In New Mexico, the state party held a press conference at which it released the names, and some personal information, of ten voters, almost all Hispanic, that it said had voted fraudulently in a Democratic primary in June. It was later established that they were all legitimate voters. The U.S. Department of Justice is now investigating reports by TPMmuckraker and others that a lawyer attached to the party sent a private investigator to the homes of some of these voters to question them about their voting status -- potentially violating federal voting laws.
Of course, that's not to suggest that Republican suppression efforts haven't been successful anywhere. In Florida, for instance, Secretary of State Kurt Browning, a Republican, has instructed election officials to reject voter registration applications that do not pass a computer match test. Voting-rights groups say the system can disqualify voters based on nothing more than a missing middle initial on their voter form. They fear the move could disenfranchise tens of thousands of legitimate voters. (Though even in the Sunshine State, there's a bright spot. GOP governor Charlie Crist on Tuesday ordered extended hours for early voting centers, after long lines were reported in many parts of the state.)

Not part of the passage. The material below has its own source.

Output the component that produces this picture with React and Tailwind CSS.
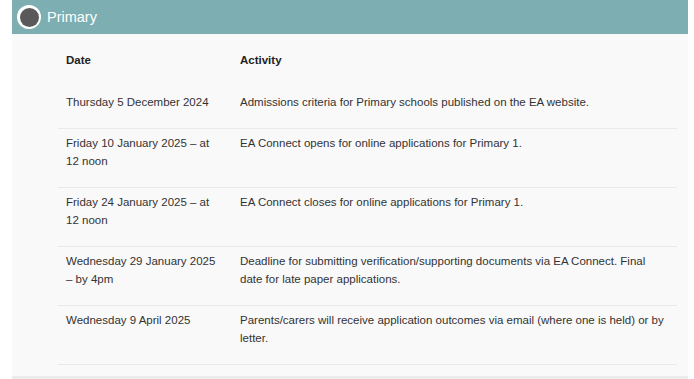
const rows = [
  ['Thursday 5 December 2024', 'Admissions criteria for Primary schools published on the EA website.'],
  ['Friday 10 January 2025 – at 12 noon', 'EA Connect opens for online applications for Primary 1.'],
  ['Friday 24 January 2025 – at 12 noon', 'EA Connect closes for online applications for Primary 1.'],
  ['Wednesday 29 January 2025 – by 4pm', 'Deadline for submitting verification/supporting documents via EA Connect. Final date for late paper applications.'],
  ['Wednesday 9 April 2025', 'Parents/carers will receive application outcomes via email (where one is held) or by letter.'],
]

export default function App() {
  return (
    <div className="w-full h-[379px] bg-white pl-[12px] pr-[6px] overflow-hidden font-['Liberation_Sans',Arial,sans-serif]">
      {/* Header */}
      <div className="h-[34px] bg-[#7daeb1] flex items-center pl-[5px] gap-[6px]">
        <div className="w-[24px] h-[24px] rounded-full bg-white flex items-center justify-center">
          <div className="w-[19px] h-[19px] rounded-full bg-[#595959]" />
        </div>
        <span className="text-white text-[14.5px] leading-none">Primary</span>
      </div>

      {/* Body */}
      <div className="bg-[#f9f9f9] pt-[12px] pb-[11px] pl-[46px] pr-[11px] border-b-4 border-[#ececec]">
        <table className="w-full table-fixed border-collapse text-[11.5px] leading-[18px] text-[#333]">
          <colgroup>
            <col className="w-[174px]" />
            <col />
          </colgroup>
          <thead>
            <tr>
              <th className="text-left font-bold text-[#222] px-[8px] pt-[5px] pb-[19px]">Date</th>
              <th className="text-left font-bold text-[#222] px-[8px] pt-[5px] pb-[19px]">Activity</th>
            </tr>
          </thead>
          <tbody>
            {rows.map(([date, activity]) => (
              <tr key={date} className="border-b border-[#e9e9e9]">
                <td className="align-top px-[8px] pt-[5px] pb-[17px]">{date}</td>
                <td className="align-top px-[8px] pt-[5px] pb-[17px]">{activity}</td>
              </tr>
            ))}
          </tbody>
        </table>
      </div>
    </div>
  )
}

Of course, the whole point of the voter-suppression game is to throw up as many gambits as possible, and hope that just a few succeed. And there's no way to measure the effect that even the unsuccessful ploys have in generating cynicism about the process itself, and thereby reducing turnout, to Republicans' advantage. So in a close election, it's still possible that voter suppression could make the difference -- as it may well have done in 2000.
But it's worth noting that -- thanks largely to Democratic control of the secretary of state's offices in some key states; the skepticism with which many courts have looked on efforts to put obstacles in the way of voting; and the role of voting-rights groups and the press in exposing the bankruptcy of Republican claims -- the nationwide GOP voter-suppression effort appears to have been far less successful than the party might have hoped.
Not that we expect them to drop the tactic any time soon.